An innovative project is bringing Clifford’s Tower back to life

Tower transformed to protect the past

Image credit: English Heritage

Clifford’s Tower has graced York’s skyline for nearly 800 years, and has now been reopened by English Heritage as a fully restored, technology-enhanced ruin.

The project, explains Jeremy Ashbee, head properties curator at English Heritage, was “very much to maintain Clifford’s Tower as a ruin and not pretend that it is something it isn’t. If we had recreated it as a building it would have been wrong on so many levels.”

Not least among the problems of recreating it as a building would have been to decide on which era and for what use, as it served as seat of power for all of the North of England through medieval times and subsequently found uses as treasury and armoury, being a stronghold during the Civil War, before being devasted by fire in 1684. The shell remained while most of the rest of the castle was gradually lost over time, and the Tower became a monument within prison grounds during the 18th and 19th centuries.

This current project was therefore to preserve and protect the ruins, particularly vulnerable parts like the upper Tower walls, and provide a more valuable public resource.

The solution was an innovative free-standing timber deck from which steel walkways were suspended at mid-floor height.

“We were keen on keeping the sense of space at the ground floor,” says architect Hugh Broughton when explaining the design. “One of the good things about Clifford’s Tower before had always been seeing all the walls around you. Unfortunately, as architects we are like magpies and collect ideas from all sorts of different places – we looked at how people had dealt with archaeology around Europe. But then you realise there is nothing quite the same and you start from scratch. This is a one off, but then Clifford’s Tower is a one off.”

The deck protects the very top of the walls without placing any strain on them. The weight of the deck – and the 150 people that can be on it at any one time – is carried by the four wooden columns. These are made of Glulam – wood laminate glued together under heat and pressure to provide an incredibly strong, and environmentally beneficial, alternative to steel. The deck allows many people to move around freely and enjoy the views across York. Previously there was only the narrow walkway around the perimeter of the Tower walls, which only allowed one person at a time and a more rushed visitor experience.

The steel walkways are suspended at the same level as the original first floor, so windows and rooms – including Henry III’s personal flushable latrine – can be visited for the first time in centuries.

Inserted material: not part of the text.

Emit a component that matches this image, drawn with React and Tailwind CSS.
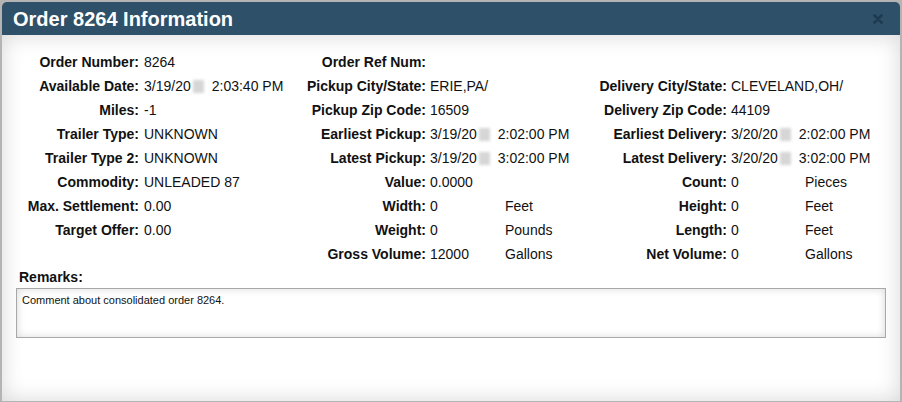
const rows = [
  [
    ['Order Number:', '8264'],
    ['Order Ref Num:', '', ''],
    null,
  ],
  [
    ['Available Date:', { date: '3/19/20', time: '2:03:40 PM' }],
    ['Pickup City/State:', 'ERIE,PA/', ''],
    ['Delivery City/State:', 'CLEVELAND,OH/', ''],
  ],
  [
    ['Miles:', '-1'],
    ['Pickup Zip Code:', '16509', ''],
    ['Delivery Zip Code:', '44109', ''],
  ],
  [
    ['Trailer Type:', 'UNKNOWN'],
    ['Earliest Pickup:', { date: '3/19/20', time: '2:02:00 PM' }, ''],
    ['Earliest Delivery:', { date: '3/20/20', time: '2:02:00 PM' }, ''],
  ],
  [
    ['Trailer Type 2:', 'UNKNOWN'],
    ['Latest Pickup:', { date: '3/19/20', time: '3:02:00 PM' }, ''],
    ['Latest Delivery:', { date: '3/20/20', time: '3:02:00 PM' }, ''],
  ],
  [
    ['Commodity:', 'UNLEADED 87'],
    ['Value:', '0.0000', ''],
    ['Count:', '0', 'Pieces'],
  ],
  [
    ['Max. Settlement:', '0.00'],
    ['Width:', '0', 'Feet'],
    ['Height:', '0', 'Feet'],
  ],
  [
    ['Target Offer:', '0.00'],
    ['Weight:', '0', 'Pounds'],
    ['Length:', '0', 'Feet'],
  ],
  [
    null,
    ['Gross Volume:', '12000', 'Gallons'],
    ['Net Volume:', '0', 'Gallons'],
  ],
];

function Value({ v }) {
  if (v && typeof v === 'object') {
    return (
      <span className="whitespace-nowrap">
        {v.date}
        <span className="mx-[2px] inline-block h-[13px] w-[11px] translate-y-[2px] bg-[#d6d6d6] blur-[1.5px]" />
        <span className="ml-[6px]">{v.time}</span>
      </span>
    );
  }
  return <span className="whitespace-nowrap">{v}</span>;
}

function CloseIcon() {
  return (
    <svg width="10" height="10" viewBox="0 0 10 10">
      <path d="M1.5 1.5 L8.5 8.5 M8.5 1.5 L1.5 8.5" stroke="#1e3a4f" strokeWidth="2.6" strokeLinecap="round" />
    </svg>
  );
}

export default function App() {
  return (
    <div
      className="h-[402px] w-[902px] bg-[#b4b4b4] px-[2px] pt-[2px] pb-[1px] text-[14px] text-[#111]"
      style={{ fontFamily: '"Liberation Sans", Arial, sans-serif' }}
    >
      <div className="flex h-full flex-col overflow-hidden rounded-t-[5px]">
        <div className="flex h-[33px] shrink-0 items-center justify-between bg-[#2e5068] pr-[17px] pl-[11px]">
          <h2 className="text-[20px] font-bold text-white">Order 8264 Information</h2>
          <CloseIcon />
        </div>
        <div className="flex-1 bg-white pt-[15px] shadow-[inset_0_0_22px_rgba(0,0,0,0.16)]">
          <div className="grid grid-cols-[142px_156px_130px_75px_87px_139px_74px_1fr]">
            {rows.map((row, i) => (
              <div key={i} className="contents">
                <div className="flex h-[24px] items-center justify-end pr-[5px] font-bold whitespace-nowrap">
                  {row[0] && row[0][0]}
                </div>
                <div className="flex h-[24px] items-center">{row[0] && <Value v={row[0][1]} />}</div>
                <div className="flex h-[24px] items-center justify-end pr-[4px] font-bold whitespace-nowrap">
                  {row[1] && row[1][0]}
                </div>
                <div className="flex h-[24px] items-center">{row[1] && <Value v={row[1][1]} />}</div>
                <div className="flex h-[24px] items-center">{row[1] && row[1][2]}</div>
                <div className="flex h-[24px] items-center justify-end pr-[4px] font-bold whitespace-nowrap">
                  {row[2] && row[2][0]}
                </div>
                <div className="flex h-[24px] items-center">{row[2] && <Value v={row[2][1]} />}</div>
                <div className="flex h-[24px] items-center">{row[2] && row[2][2]}</div>
              </div>
            ))}
          </div>
          <div className="px-[14px]">
            <div className="mt-[3px] h-[16px] pl-[3px] leading-[16px] font-bold">Remarks:</div>
            <div className="mt-[3px] h-[50px] border border-[#a8a8a8] px-[5px] pt-[3px] text-[11px] shadow-[inset_0_0_9px_rgba(0,0,0,0.14)]">
              Comment about consolidated order 8264.
            </div>
          </div>
        </div>
      </div>
    </div>
  );
}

“The thing with technology that I find really fascinating,” continues Broughton, “and I think it is a potential that has really only evolved in the last 20 or 30 years or so, is this fusion between technology and heritage that allows us to do quite bold things, because the engineering that allowed us to design this structure so that it minimised its impact on the Tower itself comes from quite complex computer analysis of structural loads and we probably couldn’t have done that in the 20th century to the same degree.

“I really find it quite exciting that you can have a building built in 1245 but you can apply technology 750 years later to give it its new sense of life – and that is something that has happened here.”